MATERIAL PROVIDED:
start

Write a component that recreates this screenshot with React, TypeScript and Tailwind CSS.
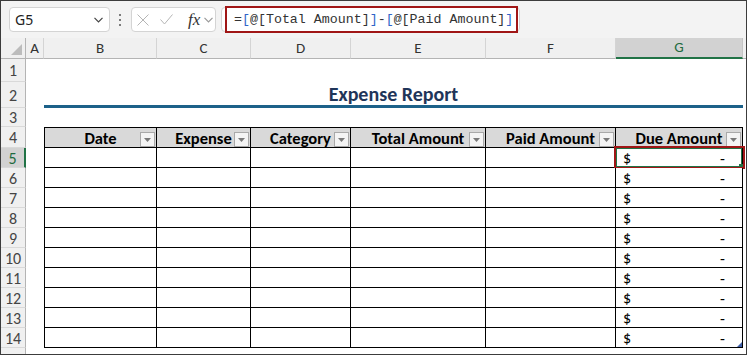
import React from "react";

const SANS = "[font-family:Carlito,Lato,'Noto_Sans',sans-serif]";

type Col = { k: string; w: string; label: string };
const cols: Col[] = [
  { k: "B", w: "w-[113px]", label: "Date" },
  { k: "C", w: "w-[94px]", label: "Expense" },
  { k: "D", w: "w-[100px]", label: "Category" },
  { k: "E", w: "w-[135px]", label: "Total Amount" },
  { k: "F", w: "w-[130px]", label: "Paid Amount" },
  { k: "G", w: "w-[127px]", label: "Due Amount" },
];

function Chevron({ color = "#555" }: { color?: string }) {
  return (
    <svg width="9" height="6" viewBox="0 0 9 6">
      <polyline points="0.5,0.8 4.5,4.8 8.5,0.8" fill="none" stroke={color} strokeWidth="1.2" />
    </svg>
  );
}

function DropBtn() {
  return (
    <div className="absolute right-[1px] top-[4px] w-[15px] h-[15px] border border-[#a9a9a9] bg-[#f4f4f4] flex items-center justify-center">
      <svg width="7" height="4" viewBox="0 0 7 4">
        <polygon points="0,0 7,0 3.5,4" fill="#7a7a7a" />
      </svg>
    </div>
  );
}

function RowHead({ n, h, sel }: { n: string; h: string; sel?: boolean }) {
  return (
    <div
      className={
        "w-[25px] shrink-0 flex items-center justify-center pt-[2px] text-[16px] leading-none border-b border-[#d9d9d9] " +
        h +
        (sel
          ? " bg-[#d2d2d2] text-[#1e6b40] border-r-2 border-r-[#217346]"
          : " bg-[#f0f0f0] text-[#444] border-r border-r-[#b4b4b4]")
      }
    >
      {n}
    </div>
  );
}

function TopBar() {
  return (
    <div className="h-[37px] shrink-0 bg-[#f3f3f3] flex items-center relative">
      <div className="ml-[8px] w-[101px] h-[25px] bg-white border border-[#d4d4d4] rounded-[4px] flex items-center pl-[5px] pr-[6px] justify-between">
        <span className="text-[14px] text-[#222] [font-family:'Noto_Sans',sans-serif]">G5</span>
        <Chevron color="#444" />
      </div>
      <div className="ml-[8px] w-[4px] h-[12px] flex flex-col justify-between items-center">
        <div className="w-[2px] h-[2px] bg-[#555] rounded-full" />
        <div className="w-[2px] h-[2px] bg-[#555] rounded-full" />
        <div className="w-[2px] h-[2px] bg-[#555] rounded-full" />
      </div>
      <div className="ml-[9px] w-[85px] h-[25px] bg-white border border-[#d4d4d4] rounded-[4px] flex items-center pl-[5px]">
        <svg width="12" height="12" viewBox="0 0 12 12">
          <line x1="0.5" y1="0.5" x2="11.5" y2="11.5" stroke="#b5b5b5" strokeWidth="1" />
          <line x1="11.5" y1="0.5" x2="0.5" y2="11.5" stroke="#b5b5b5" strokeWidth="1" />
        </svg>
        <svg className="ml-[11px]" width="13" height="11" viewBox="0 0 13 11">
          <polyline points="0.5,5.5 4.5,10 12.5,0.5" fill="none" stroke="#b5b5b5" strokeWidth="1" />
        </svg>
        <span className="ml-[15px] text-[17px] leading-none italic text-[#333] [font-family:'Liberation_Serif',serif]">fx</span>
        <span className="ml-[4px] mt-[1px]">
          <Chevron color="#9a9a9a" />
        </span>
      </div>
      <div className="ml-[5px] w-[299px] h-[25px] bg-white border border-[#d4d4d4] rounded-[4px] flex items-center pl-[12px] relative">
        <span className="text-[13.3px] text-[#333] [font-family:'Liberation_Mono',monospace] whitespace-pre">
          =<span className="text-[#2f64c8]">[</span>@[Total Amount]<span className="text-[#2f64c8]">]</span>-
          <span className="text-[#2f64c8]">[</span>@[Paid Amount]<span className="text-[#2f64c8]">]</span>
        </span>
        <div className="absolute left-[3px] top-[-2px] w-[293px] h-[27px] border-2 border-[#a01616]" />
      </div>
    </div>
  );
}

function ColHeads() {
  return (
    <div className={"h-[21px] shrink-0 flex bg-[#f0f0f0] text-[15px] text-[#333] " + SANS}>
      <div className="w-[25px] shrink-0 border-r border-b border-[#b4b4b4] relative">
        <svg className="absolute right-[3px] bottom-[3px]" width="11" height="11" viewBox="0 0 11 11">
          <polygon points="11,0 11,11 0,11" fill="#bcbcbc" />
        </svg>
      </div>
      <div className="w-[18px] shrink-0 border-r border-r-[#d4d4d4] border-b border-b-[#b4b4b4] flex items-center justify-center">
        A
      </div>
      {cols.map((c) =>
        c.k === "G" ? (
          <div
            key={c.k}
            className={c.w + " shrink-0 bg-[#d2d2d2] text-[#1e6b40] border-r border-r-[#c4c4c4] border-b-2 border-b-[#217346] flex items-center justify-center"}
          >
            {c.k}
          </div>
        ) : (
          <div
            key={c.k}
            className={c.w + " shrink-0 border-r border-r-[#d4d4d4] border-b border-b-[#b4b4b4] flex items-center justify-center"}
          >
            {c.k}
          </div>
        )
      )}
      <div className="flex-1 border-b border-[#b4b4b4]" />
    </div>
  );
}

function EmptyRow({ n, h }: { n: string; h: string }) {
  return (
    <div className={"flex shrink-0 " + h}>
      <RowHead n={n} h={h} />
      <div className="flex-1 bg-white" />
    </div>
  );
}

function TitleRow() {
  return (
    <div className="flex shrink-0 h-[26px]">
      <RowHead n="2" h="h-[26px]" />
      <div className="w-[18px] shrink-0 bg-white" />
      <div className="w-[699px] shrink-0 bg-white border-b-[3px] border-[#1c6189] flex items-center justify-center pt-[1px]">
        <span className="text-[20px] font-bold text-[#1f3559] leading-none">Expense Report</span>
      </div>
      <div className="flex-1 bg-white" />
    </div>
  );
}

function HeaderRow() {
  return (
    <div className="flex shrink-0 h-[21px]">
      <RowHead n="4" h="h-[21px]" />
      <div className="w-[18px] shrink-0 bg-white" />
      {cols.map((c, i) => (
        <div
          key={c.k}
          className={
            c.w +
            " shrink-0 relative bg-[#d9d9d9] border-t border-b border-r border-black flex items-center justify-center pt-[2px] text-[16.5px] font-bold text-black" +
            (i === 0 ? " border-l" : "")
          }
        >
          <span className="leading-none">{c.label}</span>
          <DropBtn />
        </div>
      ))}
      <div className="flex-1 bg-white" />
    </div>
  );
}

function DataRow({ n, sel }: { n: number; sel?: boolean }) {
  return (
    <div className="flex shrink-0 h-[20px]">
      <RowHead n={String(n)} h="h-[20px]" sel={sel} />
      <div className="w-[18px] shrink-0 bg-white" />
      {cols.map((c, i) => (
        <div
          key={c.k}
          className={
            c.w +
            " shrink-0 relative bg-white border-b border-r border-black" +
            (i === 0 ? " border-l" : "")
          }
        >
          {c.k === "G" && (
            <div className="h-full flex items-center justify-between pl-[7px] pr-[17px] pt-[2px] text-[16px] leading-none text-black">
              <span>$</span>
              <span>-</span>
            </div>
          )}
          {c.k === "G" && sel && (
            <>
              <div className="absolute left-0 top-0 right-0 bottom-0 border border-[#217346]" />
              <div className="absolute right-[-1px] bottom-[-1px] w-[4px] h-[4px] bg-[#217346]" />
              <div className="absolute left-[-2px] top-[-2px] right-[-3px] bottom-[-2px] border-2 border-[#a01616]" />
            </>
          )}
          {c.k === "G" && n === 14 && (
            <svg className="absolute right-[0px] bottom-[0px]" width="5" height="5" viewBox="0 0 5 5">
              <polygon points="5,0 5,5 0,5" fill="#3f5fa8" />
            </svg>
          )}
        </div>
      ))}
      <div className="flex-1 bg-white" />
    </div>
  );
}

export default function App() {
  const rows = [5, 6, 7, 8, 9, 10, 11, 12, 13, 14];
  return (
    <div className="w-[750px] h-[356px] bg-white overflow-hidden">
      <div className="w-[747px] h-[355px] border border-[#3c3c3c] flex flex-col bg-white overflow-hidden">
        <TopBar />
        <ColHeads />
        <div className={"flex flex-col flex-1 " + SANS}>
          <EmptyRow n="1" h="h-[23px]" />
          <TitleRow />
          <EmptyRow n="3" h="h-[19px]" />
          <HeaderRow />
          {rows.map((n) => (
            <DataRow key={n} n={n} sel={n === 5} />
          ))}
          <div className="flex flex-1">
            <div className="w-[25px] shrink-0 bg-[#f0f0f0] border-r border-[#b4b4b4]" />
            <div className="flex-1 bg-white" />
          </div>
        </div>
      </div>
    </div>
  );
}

end

INSTRUCTIONS TO FOLLOW:
Scan the material above for the word "React". Copy each line where it occurs.

ANSWER BELOW:
Write a component that recreates this screenshot with React, TypeScript and Tailwind CSS.
import React from "react";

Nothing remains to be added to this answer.